— Begin —
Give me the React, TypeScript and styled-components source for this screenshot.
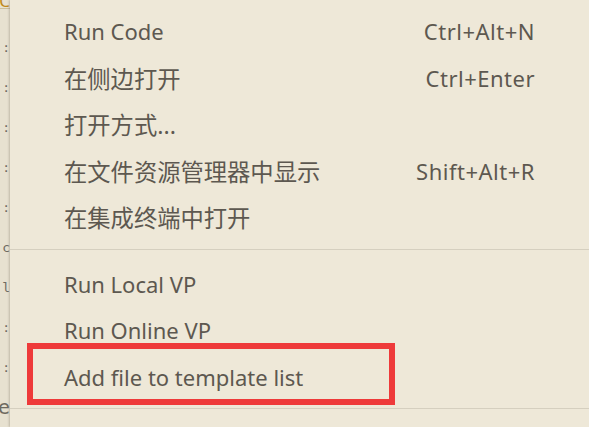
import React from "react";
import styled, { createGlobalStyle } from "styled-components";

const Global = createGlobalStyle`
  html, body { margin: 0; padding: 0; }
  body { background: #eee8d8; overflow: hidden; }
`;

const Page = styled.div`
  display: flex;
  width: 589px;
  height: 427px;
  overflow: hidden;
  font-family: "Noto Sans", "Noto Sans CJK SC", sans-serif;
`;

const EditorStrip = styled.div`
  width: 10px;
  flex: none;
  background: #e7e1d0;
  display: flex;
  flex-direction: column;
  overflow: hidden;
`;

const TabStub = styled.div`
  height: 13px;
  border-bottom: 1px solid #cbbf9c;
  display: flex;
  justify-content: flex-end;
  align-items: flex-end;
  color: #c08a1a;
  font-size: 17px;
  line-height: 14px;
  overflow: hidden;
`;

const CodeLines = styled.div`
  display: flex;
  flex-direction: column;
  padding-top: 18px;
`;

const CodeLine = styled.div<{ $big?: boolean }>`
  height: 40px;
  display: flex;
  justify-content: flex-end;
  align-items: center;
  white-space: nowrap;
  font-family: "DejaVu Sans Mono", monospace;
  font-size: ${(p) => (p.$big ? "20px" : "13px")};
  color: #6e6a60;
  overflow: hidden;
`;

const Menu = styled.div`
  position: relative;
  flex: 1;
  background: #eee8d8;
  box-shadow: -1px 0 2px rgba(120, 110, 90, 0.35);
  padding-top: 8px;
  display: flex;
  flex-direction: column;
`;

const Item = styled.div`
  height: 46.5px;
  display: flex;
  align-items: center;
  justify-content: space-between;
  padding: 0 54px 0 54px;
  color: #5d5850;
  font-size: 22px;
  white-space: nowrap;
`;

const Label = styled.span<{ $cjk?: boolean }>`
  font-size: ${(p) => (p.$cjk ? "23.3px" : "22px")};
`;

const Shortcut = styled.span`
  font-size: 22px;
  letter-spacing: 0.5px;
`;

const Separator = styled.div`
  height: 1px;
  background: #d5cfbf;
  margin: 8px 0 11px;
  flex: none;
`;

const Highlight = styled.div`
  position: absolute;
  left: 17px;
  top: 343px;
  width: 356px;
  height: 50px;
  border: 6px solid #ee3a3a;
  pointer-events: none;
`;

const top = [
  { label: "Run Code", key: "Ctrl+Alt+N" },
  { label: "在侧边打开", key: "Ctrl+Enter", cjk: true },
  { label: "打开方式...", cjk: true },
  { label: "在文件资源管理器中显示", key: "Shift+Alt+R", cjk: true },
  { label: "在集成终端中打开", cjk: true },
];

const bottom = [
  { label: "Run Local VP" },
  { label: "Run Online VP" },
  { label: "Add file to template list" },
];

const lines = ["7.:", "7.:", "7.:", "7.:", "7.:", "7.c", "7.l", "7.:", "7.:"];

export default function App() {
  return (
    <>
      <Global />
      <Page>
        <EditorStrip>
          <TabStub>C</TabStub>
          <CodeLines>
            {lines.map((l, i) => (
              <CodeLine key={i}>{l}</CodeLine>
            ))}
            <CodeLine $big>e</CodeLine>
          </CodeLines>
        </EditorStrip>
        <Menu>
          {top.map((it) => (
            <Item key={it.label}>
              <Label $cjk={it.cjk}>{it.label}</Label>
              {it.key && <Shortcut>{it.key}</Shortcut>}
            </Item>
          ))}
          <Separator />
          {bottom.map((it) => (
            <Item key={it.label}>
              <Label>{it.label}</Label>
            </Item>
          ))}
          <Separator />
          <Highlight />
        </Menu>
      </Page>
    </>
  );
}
— End —
Extract the full listing above verbatim; pictures are to be left out of the copy.

Give me the React, TypeScript and styled-components source for this screenshot.
import React from "react";
import styled, { createGlobalStyle } from "styled-components";

const Global = createGlobalStyle`
  html, body { margin: 0; padding: 0; }
  body { background: #eee8d8; overflow: hidden; }
`;

const Page = styled.div`
  display: flex;
  width: 589px;
  height: 427px;
  overflow: hidden;
  font-family: "Noto Sans", "Noto Sans CJK SC", sans-serif;
`;

const EditorStrip = styled.div`
  width: 10px;
  flex: none;
  background: #e7e1d0;
  display: flex;
  flex-direction: column;
  overflow: hidden;
`;

const TabStub = styled.div`
  height: 13px;
  border-bottom: 1px solid #cbbf9c;
  display: flex;
  justify-content: flex-end;
  align-items: flex-end;
  color: #c08a1a;
  font-size: 17px;
  line-height: 14px;
  overflow: hidden;
`;

const CodeLines = styled.div`
  display: flex;
  flex-direction: column;
  padding-top: 18px;
`;

const CodeLine = styled.div<{ $big?: boolean }>`
  height: 40px;
  display: flex;
  justify-content: flex-end;
  align-items: center;
  white-space: nowrap;
  font-family: "DejaVu Sans Mono", monospace;
  font-size: ${(p) => (p.$big ? "20px" : "13px")};
  color: #6e6a60;
  overflow: hidden;
`;

const Menu = styled.div`
  position: relative;
  flex: 1;
  background: #eee8d8;
  box-shadow: -1px 0 2px rgba(120, 110, 90, 0.35);
  padding-top: 8px;
  display: flex;
  flex-direction: column;
`;

const Item = styled.div`
  height: 46.5px;
  display: flex;
  align-items: center;
  justify-content: space-between;
  padding: 0 54px 0 54px;
  color: #5d5850;
  font-size: 22px;
  white-space: nowrap;
`;

const Label = styled.span<{ $cjk?: boolean }>`
  font-size: ${(p) => (p.$cjk ? "23.3px" : "22px")};
`;

const Shortcut = styled.span`
  font-size: 22px;
  letter-spacing: 0.5px;
`;

const Separator = styled.div`
  height: 1px;
  background: #d5cfbf;
  margin: 8px 0 11px;
  flex: none;
`;

const Highlight = styled.div`
  position: absolute;
  left: 17px;
  top: 343px;
  width: 356px;
  height: 50px;
  border: 6px solid #ee3a3a;
  pointer-events: none;
`;

const top = [
  { label: "Run Code", key: "Ctrl+Alt+N" },
  { label: "在侧边打开", key: "Ctrl+Enter", cjk: true },
  { label: "打开方式...", cjk: true },
  { label: "在文件资源管理器中显示", key: "Shift+Alt+R", cjk: true },
  { label: "在集成终端中打开", cjk: true },
];

const bottom = [
  { label: "Run Local VP" },
  { label: "Run Online VP" },
  { label: "Add file to template list" },
];

const lines = ["7.:", "7.:", "7.:", "7.:", "7.:", "7.c", "7.l", "7.:", "7.:"];

export default function App() {
  return (
    <>
      <Global />
      <Page>
        <EditorStrip>
          <TabStub>C</TabStub>
          <CodeLines>
            {lines.map((l, i) => (
              <CodeLine key={i}>{l}</CodeLine>
            ))}
            <CodeLine $big>e</CodeLine>
          </CodeLines>
        </EditorStrip>
        <Menu>
          {top.map((it) => (
            <Item key={it.label}>
              <Label $cjk={it.cjk}>{it.label}</Label>
              {it.key && <Shortcut>{it.key}</Shortcut>}
            </Item>
          ))}
          <Separator />
          {bottom.map((it) => (
            <Item key={it.label}>
              <Label>{it.label}</Label>
            </Item>
          ))}
          <Separator />
          <Highlight />
        </Menu>
      </Page>
    </>
  );
}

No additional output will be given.